Dead row versions accumulate. Every UPDATE creates a dead version; every DELETE leaves a dead tombstone. Without cleanup, tables grow unboundedly and index entries point to dead heap rows that must be traversed to determine they are invisible.

AUTOVACUUM is PostgreSQL's background daemon that reclaims dead versions. It scans tables, marks dead versions as free space, and removes index entries pointing to them.

-- Check for tables with high dead tuple counts
SELECT relname,
       n_dead_tup,
       n_live_tup,
       round(n_dead_tup::numeric / NULLIF(n_live_tup + n_dead_tup, 0) * 100, 2) AS dead_pct,
       last_autovacuum
FROM pg_stat_user_tables
ORDER BY n_dead_tup DESC
LIMIT 10;

A dead ratio above 10–15% on a hot table is a signal that autovacuum is not keeping up. Common causes:

  • Autovacuum cost thresholds (autovacuum_vacuum_cost_limit) are too conservative for your I/O capacity.
  • A long-running transaction holds a snapshot older than the oldest dead version, preventing vacuum from reclaiming anything.

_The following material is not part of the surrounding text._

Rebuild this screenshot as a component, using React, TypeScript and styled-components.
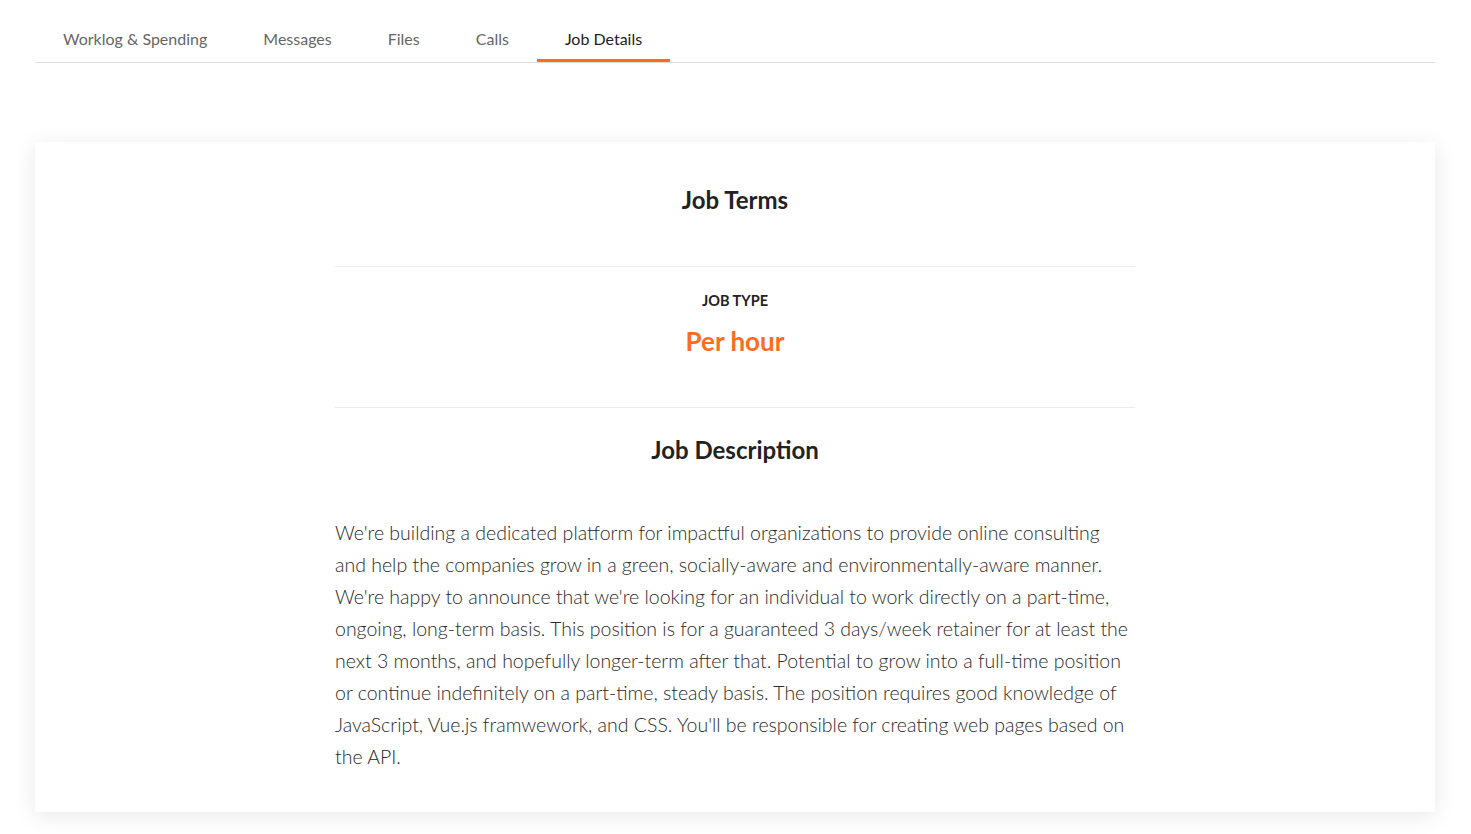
import React from "react";
import styled, { createGlobalStyle } from "styled-components";

const GlobalStyle = createGlobalStyle`
  body {
    margin: 0;
    background: #ffffff;
    font-family: Lato, "Open Sans", sans-serif;
    color: #222;
  }
`;

const orange = "#ff6c1f";

const Page = styled.div`
  padding: 16px 36px 22px 35px;
`;

const TabBar = styled.nav`
  display: flex;
  border-bottom: 1px solid #dcdcdc;
`;

const Tab = styled.div<{ $active?: boolean }>`
  height: 46px;
  box-sizing: border-box;
  display: flex;
  align-items: center;
  padding: 0 28px 2px;
  font-size: 16px;
  color: ${(p) => (p.$active ? "#222" : "#666")};
  box-shadow: ${(p) => (p.$active ? `inset 0 -3px 0 ${orange}` : "none")};
  cursor: pointer;
`;

const Card = styled.section`
  margin-top: 79px;
  background: #fff;
  box-shadow: 0 4px 22px rgba(0, 0, 0, 0.09);
  padding: 44px 0 39px;
  display: flex;
  justify-content: center;
`;

const Column = styled.div`
  width: 800px;
`;

const Heading = styled.h2<{ $gap: number }>`
  margin: 0 0 ${(p) => p.$gap}px;
  font-size: 24px;
  line-height: 28px;
  font-weight: 700;
  text-align: center;
  color: #222;
`;

const Divider = styled.hr`
  margin: 0;
  border: 0;
  border-top: 1px solid #ececec;
`;

const Term = styled.div`
  padding: 25px 0 51px;
  text-align: center;
`;

const TermLabel = styled.div`
  font-size: 14.5px;
  line-height: 17px;
  font-weight: 700;
  text-transform: uppercase;
  color: #222;
`;

const TermValue = styled.div`
  margin-top: 17px;
  font-size: 26px;
  line-height: 30px;
  font-weight: 700;
  color: ${orange};
`;

const DescriptionBlock = styled.div`
  padding-top: 28px;
`;

const Paragraph = styled.p`
  margin: 0;
  font-size: 19.5px;
  line-height: 32px;
  font-weight: 300;
  color: #2a2a2a;
`;

const tabs = ["Worklog & Spending", "Messages", "Files", "Calls", "Job Details"];

export default function App() {
  return (
    <>
      <GlobalStyle />
      <Page>
        <TabBar>
          {tabs.map((t) => (
            <Tab key={t} $active={t === "Job Details"}>
              {t}
            </Tab>
          ))}
        </TabBar>
        <Card>
          <Column>
            <Heading $gap={52}>Job Terms</Heading>
            <Divider />
            <Term>
              <TermLabel>Job type</TermLabel>
              <TermValue>Per hour</TermValue>
            </Term>
            <Divider />
            <DescriptionBlock>
              <Heading $gap={53}>Job Description</Heading>
              <Paragraph>
                We're building a dedicated platform for impactful organizations to provide online
                consulting and help the companies grow in a green, socially-aware and
                environmentally-aware manner. We're happy to announce that we're looking for an
                individual to work directly on a part-time, ongoing, long-term basis. This position
                is for a guaranteed 3 days/week retainer for at least the next 3 months, and
                hopefully longer-term after that. Potential to grow into a full-time position or
                continue indefinitely on a part-time, steady basis. The position requires good
                knowledge of JavaScript, Vue.js framwework, and CSS. You'll be responsible for
                creating web pages based on the API.
              </Paragraph>
            </DescriptionBlock>
          </Column>
        </Card>
      </Page>
    </>
  );
}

Transaction ID Wraparound: The Silent Bomb

PostgreSQL transaction IDs are 32-bit integers. After ~2.1 billion transactions, they wrap around. A row whose xmin is "in the future" relative to the wrapped-around counter appears invisible. This is table corruption.

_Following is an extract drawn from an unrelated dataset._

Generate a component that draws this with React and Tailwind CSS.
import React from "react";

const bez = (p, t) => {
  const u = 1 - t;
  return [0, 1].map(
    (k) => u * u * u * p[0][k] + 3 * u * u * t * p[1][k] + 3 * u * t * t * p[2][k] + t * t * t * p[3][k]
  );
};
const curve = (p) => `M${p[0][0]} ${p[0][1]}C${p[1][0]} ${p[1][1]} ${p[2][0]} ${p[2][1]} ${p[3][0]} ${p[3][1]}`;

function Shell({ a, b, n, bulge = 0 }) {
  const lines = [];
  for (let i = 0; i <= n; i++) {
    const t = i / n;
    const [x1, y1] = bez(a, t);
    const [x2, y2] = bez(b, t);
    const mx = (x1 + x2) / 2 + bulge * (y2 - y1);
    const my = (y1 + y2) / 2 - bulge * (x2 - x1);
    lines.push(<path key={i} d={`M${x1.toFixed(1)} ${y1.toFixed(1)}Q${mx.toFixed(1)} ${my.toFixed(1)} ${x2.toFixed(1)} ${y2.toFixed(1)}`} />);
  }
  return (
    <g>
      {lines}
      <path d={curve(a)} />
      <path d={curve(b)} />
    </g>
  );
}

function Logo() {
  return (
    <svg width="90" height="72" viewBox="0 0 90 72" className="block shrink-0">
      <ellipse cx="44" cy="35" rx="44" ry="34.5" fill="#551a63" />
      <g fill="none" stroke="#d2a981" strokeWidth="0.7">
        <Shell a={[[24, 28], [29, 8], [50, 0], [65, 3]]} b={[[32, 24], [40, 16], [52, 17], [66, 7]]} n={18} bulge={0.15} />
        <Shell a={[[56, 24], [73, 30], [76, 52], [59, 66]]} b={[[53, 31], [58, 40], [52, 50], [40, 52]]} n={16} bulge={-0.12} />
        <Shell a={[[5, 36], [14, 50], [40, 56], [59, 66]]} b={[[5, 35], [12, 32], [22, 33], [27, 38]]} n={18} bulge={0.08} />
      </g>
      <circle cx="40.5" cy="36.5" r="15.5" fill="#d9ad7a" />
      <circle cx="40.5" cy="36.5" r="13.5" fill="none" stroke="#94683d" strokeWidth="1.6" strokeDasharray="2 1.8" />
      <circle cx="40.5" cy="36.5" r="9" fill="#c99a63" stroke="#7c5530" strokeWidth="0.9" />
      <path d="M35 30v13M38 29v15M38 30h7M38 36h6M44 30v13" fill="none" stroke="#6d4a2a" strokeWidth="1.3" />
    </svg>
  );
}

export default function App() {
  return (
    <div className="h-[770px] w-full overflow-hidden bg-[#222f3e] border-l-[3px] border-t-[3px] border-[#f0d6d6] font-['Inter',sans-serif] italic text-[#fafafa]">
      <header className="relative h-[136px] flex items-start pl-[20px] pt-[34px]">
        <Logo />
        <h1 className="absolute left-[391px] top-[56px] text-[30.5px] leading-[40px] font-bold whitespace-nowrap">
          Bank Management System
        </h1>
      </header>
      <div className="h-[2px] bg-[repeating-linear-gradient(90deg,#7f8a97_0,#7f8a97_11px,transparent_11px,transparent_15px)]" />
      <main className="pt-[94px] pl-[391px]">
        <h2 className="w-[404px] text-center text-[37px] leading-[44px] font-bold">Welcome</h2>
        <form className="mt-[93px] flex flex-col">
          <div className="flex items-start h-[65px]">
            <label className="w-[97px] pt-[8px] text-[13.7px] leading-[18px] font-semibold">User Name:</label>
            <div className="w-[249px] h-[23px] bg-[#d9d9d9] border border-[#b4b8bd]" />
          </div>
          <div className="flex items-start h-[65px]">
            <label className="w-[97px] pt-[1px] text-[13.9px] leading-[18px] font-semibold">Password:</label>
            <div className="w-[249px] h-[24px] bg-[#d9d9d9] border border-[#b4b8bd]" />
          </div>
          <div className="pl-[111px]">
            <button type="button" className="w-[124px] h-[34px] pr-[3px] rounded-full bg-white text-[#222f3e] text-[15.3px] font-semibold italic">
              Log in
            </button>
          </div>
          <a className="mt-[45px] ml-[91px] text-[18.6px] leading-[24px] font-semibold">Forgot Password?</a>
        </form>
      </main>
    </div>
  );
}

Autovacuum prevents wraparound by periodically running VACUUM FREEZE, which marks row versions with a special frozen transaction ID that is always considered in the past. If you neglect autovacuum and approach the 2.1 billion limit, PostgreSQL will force a full-table freeze at a threshold (~40 million transactions before wraparound) and refuse writes if the database gets critically close.

-- Check how far tables are from wraparound (lower age = safer)
SELECT relname,
       age(relfrozenxid) AS xid_age,
       pg_size_pretty(pg_total_relation_size(oid)) AS size
FROM pg_class
WHERE relkind = 'r'
ORDER BY age(relfrozenxid) DESC
LIMIT 10;
-- If xid_age approaches 1.5 billion, intervene immediately

Common Surprises in Production

Bloat from high-frequency updates: A table receiving millions of updates per day generates millions of dead versions. Even with autovacuum running, heap bloat accumulates if vacuum cannot keep pace. Monitor table and index bloat with pgstattuple.

Long-running transactions block vacuum: A transaction open for hours prevents vacuum from advancing its cleanup horizon. A single idle-in-transaction connection can cause unbounded bloat across the entire database.

-- Find long-running transactions (run this regularly in monitoring)
SELECT pid,
       now() - pg_stat_activity.query_start AS duration,
       query,
       state
FROM pg_stat_activity
WHERE state != 'idle'
  AND now() - pg_stat_activity.query_start > interval '5 minutes'
ORDER BY duration DESC;

Serializable vs Snapshot Isolation: PostgreSQL's REPEATABLE READ provides snapshot isolation, not true serializability. The SERIALIZABLE isolation level adds Serializable Snapshot Isolation (SSI), which detects read/write anti-dependencies between concurrent transactions. The overhead is low in practice (10–15% in typical OLTP), but the behavior change can surprise applications that assumed REPEATABLE READ was sufficient.

Key Takeaways

  • MVCC creates new row versions on every UPDATE rather than modifying in place; old versions accumulate on heap pages until reclaimed.
  • Snapshot isolation gives each transaction a consistent point-in-time view by consulting xmin/xmax visibility rules against the transaction's snapshot.
  • AUTOVACUUM is not optional—neglecting it leads to table bloat, index degradation, and eventually transaction ID wraparound, which causes data invisibility.
  • A single long-running transaction can prevent vacuum from advancing, causing bloat to accumulate across the entire database.
  • VACUUM FREEZE is the mechanism that prevents 32-bit transaction ID wraparound; monitor age(relfrozenxid) on large tables.
  • PostgreSQL's REPEATABLE READ is snapshot isolation, not serializable; use the SERIALIZABLE level when you need true serializability with SSI conflict detection.